Éste es el Cordero de Dios
Al ver Juan a Jesús que venía hacia él, exclamó:
«Éste es el Cordero de Dios, que quita el pecado del mundo. (Jn. 1, 29)
Después de los días intensos y festivos del tiempo de Navidad, la liturgia parece como indecisa, sin atreverse a pasar de lleno al llamado ‘tiempo ordinario’.
Nacido Jesús en un portal de humildad, era preciso descubrir la verdadera realidad del misterio.
La Epifanía litúrgica (avasallada por unos reyes comerciales, portadores de regalos) lo muestra, como en un cuento oriental, al mundo entero: a este Niño,
hasta los reyes le rinden pleitesía.
El pasado domingo Mateo, en el episodio histórico del Bautismo de Jesús, nos ofrece el mensaje revelador del E. S. sobre la persona divina de Cristo (el niño humilde del portal): Éste es mi hijo muy amado.
Hoy seguimos en ambiente de Jordán. El mensajero sigue siendo el mismo: Juan el Bautista. Pero, aunque la escena sea la misma, hoy se nos presenta en la versión del evangelista Juan, el “águila” de altos vuelos teológicos. Y el evangelista Juan avanza un poco más en la personalidad del humilde Niño del portal y nos explica su misión redentora: Este es el Cordero de Dios, que quita el pecado del mundo.
El Cordero de Dios: Alta teología. Simbolismo pleno. Síntesis admirable de la historia de la salvación, desde el comienzo en el Éxodo hasta su consumación en el Apocalipsis.
Porque el evangelio de hoy está escrito sin duda ‘en clave de Éxodo’. Para los judíos que acudían al Jordán, la alusión del Bautista era perfectamente clara: En la fiesta de la Pascua judía, cada familia debía consumir, según la ley, el cordero pascual en recuerdo de la liberación de la opresión egipcia (Ex.12). Por la sangre de un cordero (que señalaba las viviendas hebreas) los primogénitos hebreos se habían librado de la muerte, y el pueblo israelita se había liberado de la esclavitud.

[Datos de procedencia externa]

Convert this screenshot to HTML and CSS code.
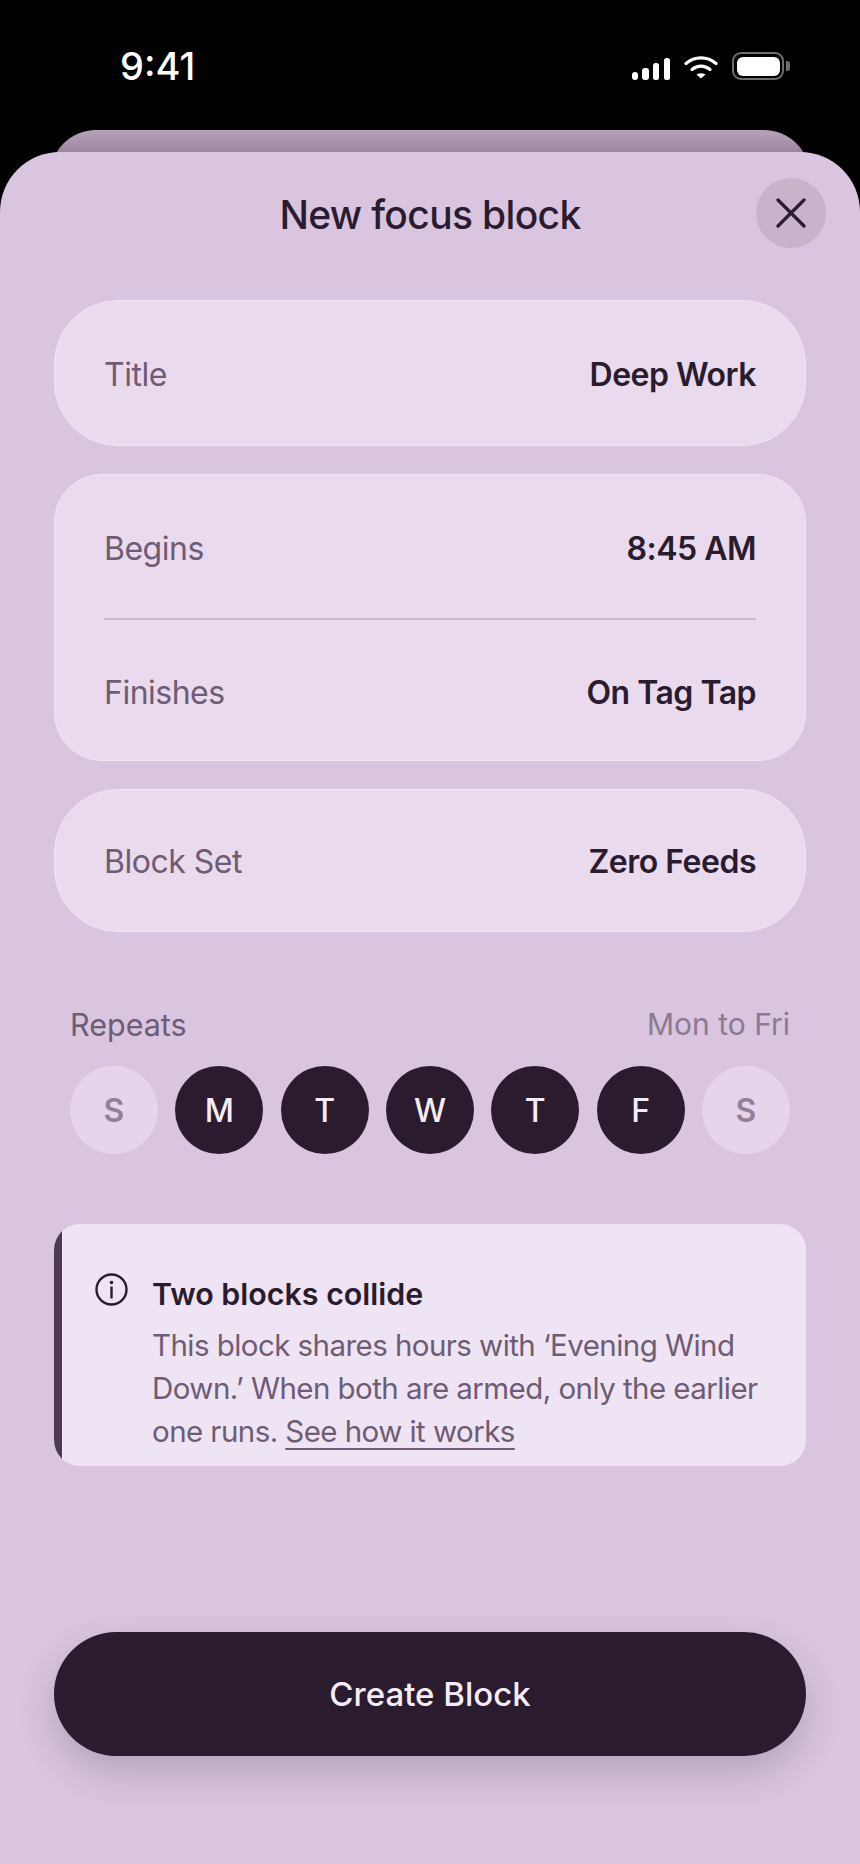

Por la sangre de Jesús --Cordero de Dios—se realiza el éxodo de nuestra libertad: en Cristo y por la sangre de Cristo, también nosotros hemos sido liberados de la esclavitud de la ley, del pecado, y de su secuela: la muerte.

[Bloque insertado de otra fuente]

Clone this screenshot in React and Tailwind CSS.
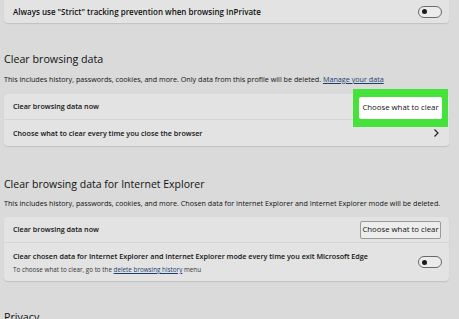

No es casualidad: según la cronología de Juan (el evangelista), Cristo murió en la cruz precisamente a la hora en que los sacerdotes sacrificaban en el templo los corderos pascuales.

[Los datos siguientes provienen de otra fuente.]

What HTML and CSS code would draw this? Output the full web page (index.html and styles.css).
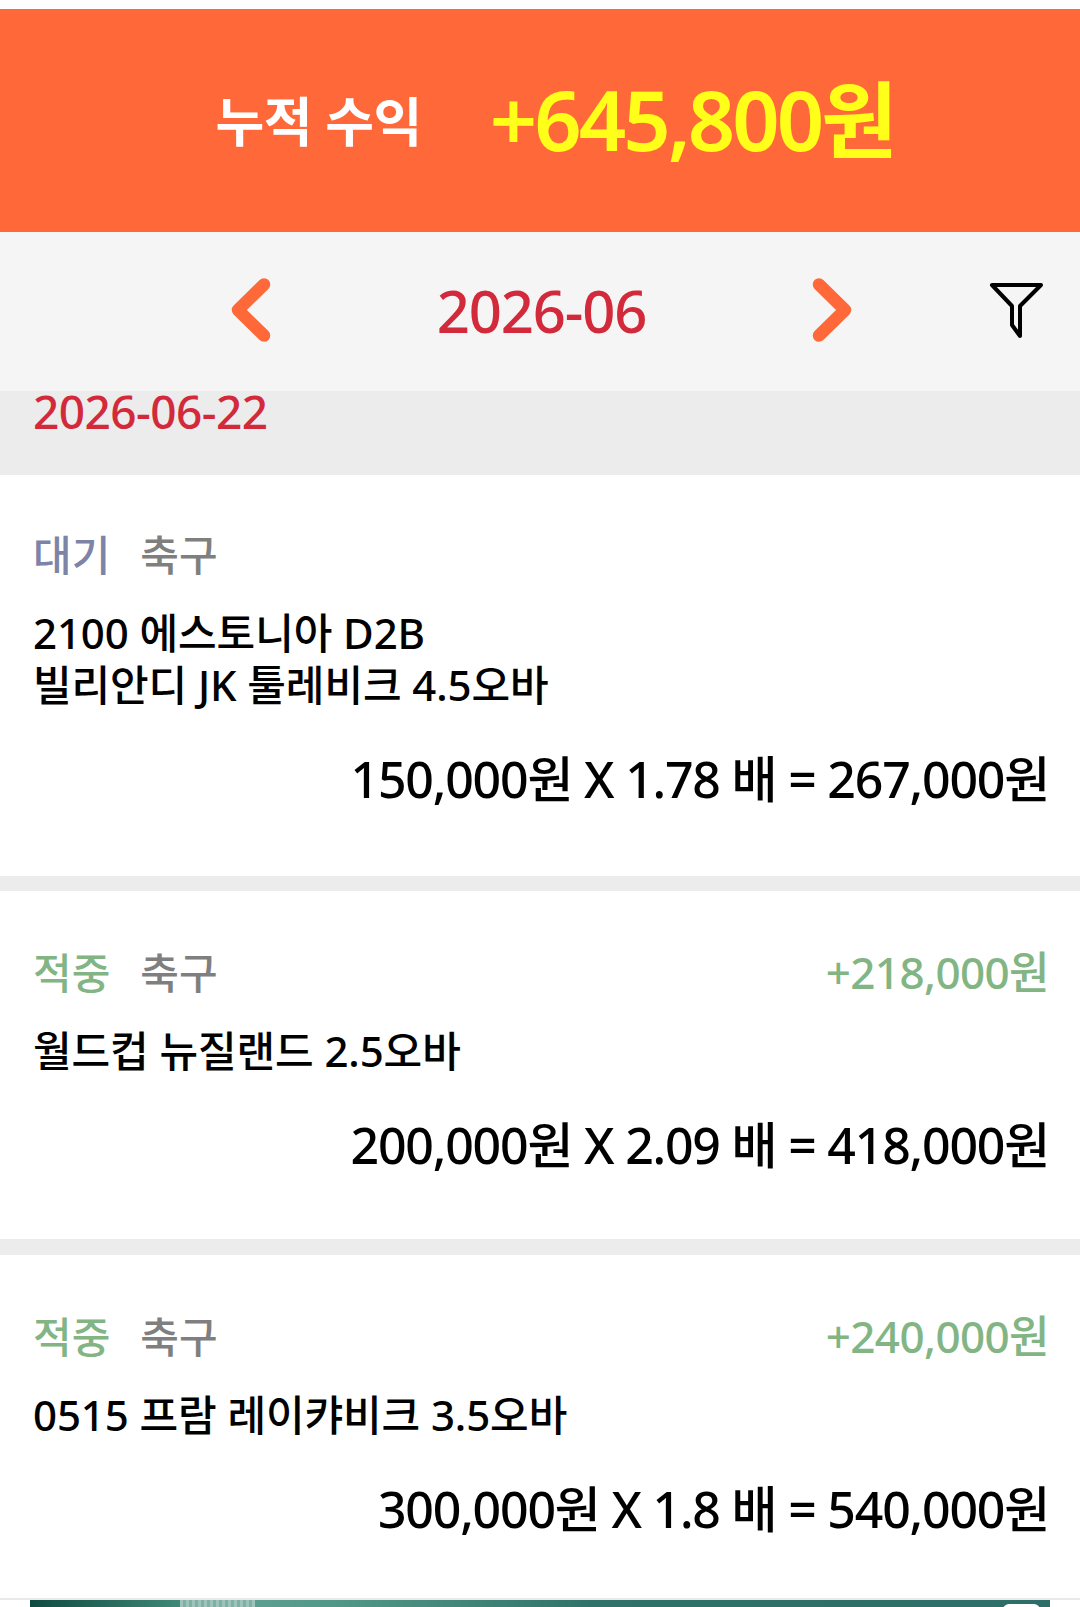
FILE: index.html
```html
<!DOCTYPE html>
<html lang="ko">
<head>
  <meta charset="UTF-8">
  <meta name="viewport" content="width=device-width, initial-scale=1.0">
  <title>누적 수익</title>
  <link rel="stylesheet" href="styles.css">
</head>
<body>
  <header class="summary">
    <span class="summary-label">누적 수익</span>
    <span class="summary-value">+645,800원</span>
  </header>

  <nav class="month-nav">
    <svg class="arrow" viewBox="0 0 40 64" aria-hidden="true"><path d="M33 6.5 L7 32 L33 57.5"/></svg>
    <span class="month">2026-06</span>
    <svg class="arrow" viewBox="0 0 40 64" aria-hidden="true"><path d="M7 6.5 L33 32 L7 57.5"/></svg>
    <svg class="filter" viewBox="0 0 56 60" aria-hidden="true"><path d="M3 3 H52 L31 24 V54 L23 43 V24 Z"/></svg>
  </nav>

  <div class="date-row">2026-06-22</div>

  <section class="card card-first">
    <div class="card-top">
      <div><span class="status status-wait">대기</span><span class="sport">축구</span></div>
    </div>
    <p class="match">2100 에스토니아 D2B<br>빌리안디 JK 툴레비크 4.5오바</p>
    <p class="calc">150,000원 X 1.78 배 = 267,000원</p>
  </section>

  <section class="card">
    <div class="card-top">
      <div><span class="status status-win">적중</span><span class="sport">축구</span></div>
      <span class="profit">+218,000원</span>
    </div>
    <p class="match">월드컵 뉴질랜드 2.5오바</p>
    <p class="calc">200,000원 X 2.09 배 = 418,000원</p>
  </section>

  <section class="card card-last">
    <div class="card-top">
      <div><span class="status status-win">적중</span><span class="sport">축구</span></div>
      <span class="profit">+240,000원</span>
    </div>
    <p class="match">0515 프람 레이캬비크 3.5오바</p>
    <p class="calc">300,000원 X 1.8 배 = 540,000원</p>
  </section>

  <div class="ad-slot">
    <div class="ad-banner"><span class="ad-button"></span></div>
  </div>
</body>
</html>
```

FILE: styles.css
```css
html, body {
  margin: 0;
  height: 1607px;
  overflow: hidden;
}

body {
  font-family: "Noto Sans", "Noto Sans CJK KR", sans-serif;
  font-weight: 500;
  background-color: #ececec;
  color: #000;
  border-top: 9px solid #fff;
  box-sizing: border-box;
}

p {
  margin: 0;
}

.summary {
  height: 223px;
  background-color: #ff693a;
  display: flex;
  justify-content: center;
  align-items: center;
  gap: 68px;
  padding-left: 30px;
  padding-bottom: 4px;
  box-sizing: border-box;
  font-weight: 600;
}

.summary-label {
  font-size: 53px;
  line-height: 70px;
  letter-spacing: -0.5px;
  margin-top: 6px;
  color: #fff;
}

.summary-value {
  font-size: 83px;
  line-height: 100px;
  letter-spacing: -3px;
  color: #ffff19;
}

.month-nav {
  height: 159px;
  background-color: #f5f5f5;
  position: relative;
  display: flex;
  justify-content: center;
  align-items: center;
  gap: 166px;
  padding-left: 3px;
  padding-bottom: 4px;
  box-sizing: border-box;
}

.month {
  font-size: 58px;
  line-height: 70px;
  letter-spacing: -1.2px;
  margin-bottom: -3px;
  color: #d32a3b;
}

.arrow {
  width: 40px;
  height: 64px;
  fill: none;
  stroke: #ff693a;
  stroke-width: 12.5;
  stroke-linecap: round;
  stroke-linejoin: round;
}

.filter {
  position: absolute;
  right: 35px;
  top: 50px;
  width: 56px;
  height: 60px;
  fill: none;
  stroke: #000;
  stroke-width: 4;
  stroke-linejoin: round;
}

.date-row {
  height: 84px;
  padding-left: 33px;
  font-size: 46px;
  line-height: 40px;
  letter-spacing: -0.55px;
  color: #d32a3b;
}

.card {
  background-color: #fff;
  height: 348px;
  margin-bottom: 16px;
  padding: 51px 31px 0 33px;
  box-sizing: border-box;
}

.card-first {
  height: 401px;
  margin-bottom: 15px;
  padding-top: 49px;
}

.card-last {
  height: 343px;
  margin-bottom: 0;
}

.card-top {
  display: flex;
  justify-content: space-between;
  align-items: center;
  height: 56px;
  font-size: 42px;
}

.status {
  margin-right: 30px;
}

.status-wait {
  color: #7d84a8;
}

.status-win {
  color: #83b584;
}

.sport {
  color: #7f7f7f;
}

.profit {
  font-size: 44px;
  letter-spacing: -0.6px;
  color: #83b584;
}

.match {
  margin-top: 27px;
  font-size: 42px;
  line-height: 52px;
  letter-spacing: -0.1px;
}

.calc {
  margin-top: 32px;
  text-align: right;
  font-size: 50px;
  line-height: 72px;
  letter-spacing: -1.2px;
}

.ad-slot {
  height: 9px;
  background-color: #fff;
  border-top: 2px solid #e6ebe9;
  padding: 0 30px;
  box-sizing: border-box;
}

.ad-banner {
  height: 7px;
  position: relative;
  overflow: hidden;
  background:
    repeating-linear-gradient(90deg, #9cc4ba 0, #9cc4ba 3px, #7fb0a4 3px, #7fb0a4 6px) 150px 0 / 75px 100% no-repeat,
    linear-gradient(90deg, #0f4a40 0, #3f8878 14.7%, #5a9f90 22%, #4f9585 32%, #2f7269 55%, #2d6f68 100%);
}

.ad-button {
  position: absolute;
  right: 10px;
  top: 4px;
  width: 37px;
  height: 12px;
  border-radius: 6px;
  background-color: #fff;
}
```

Nuestra Pascua, en efecto, es Cristo; y el verdadero cordero es el Cordero de Dios, el de la Alianza Nueva, el único que agrada al Señor y salva: "Le pondrás por nombre Jesús, porque Él salvará a su pueblo de sus pecados" (Mt. 1,21).
El salmo responsorial de la misa de hoy explica la semejanza—y contraposición— entre el sacrificio externo, puramente ritual, de los corderos en el templo, y el verdadero sacrificio de Cristo, el Cordero de Dios:
Tu no quieres sacrificios ni ofrendas…
no pides holocaustos ni víctimas expiatorias.
Entonces yo digo: aquí estoy (Salm. 40,7)
La carta a los Hebreos precisa el momento: “al entrar él (Cristo) en el mundo” (Hebr. 10,6). Y explica también la razón: “Según la ley (de Moisés), casi todo se purifica con sangre, y sin efusión de sangre no hay perdón. Era necesario que todas estas cosas, que son figura de las realidades celestes, se purificaban con tales ritos, pero las realidades celestes mismas necesitan sacrificios superiores a estos (Ib.9.21s).
Por tanto, la sangre de los corderos no puede perdonar los pecados. En realidad tampoco perdonaba los pecados el bautismo de Juan, mera preparación para la venida de Jesús.
Él mismo Juan, al ver llegar a Jesús, declara:
“Yo bautizo con agua, pero entre vosotros hay uno que no conocéis;
yo no soy digno de soltarle la correa de su sandalia…
Éste es el Cordero de Dios, que quita el pecado del mundo”.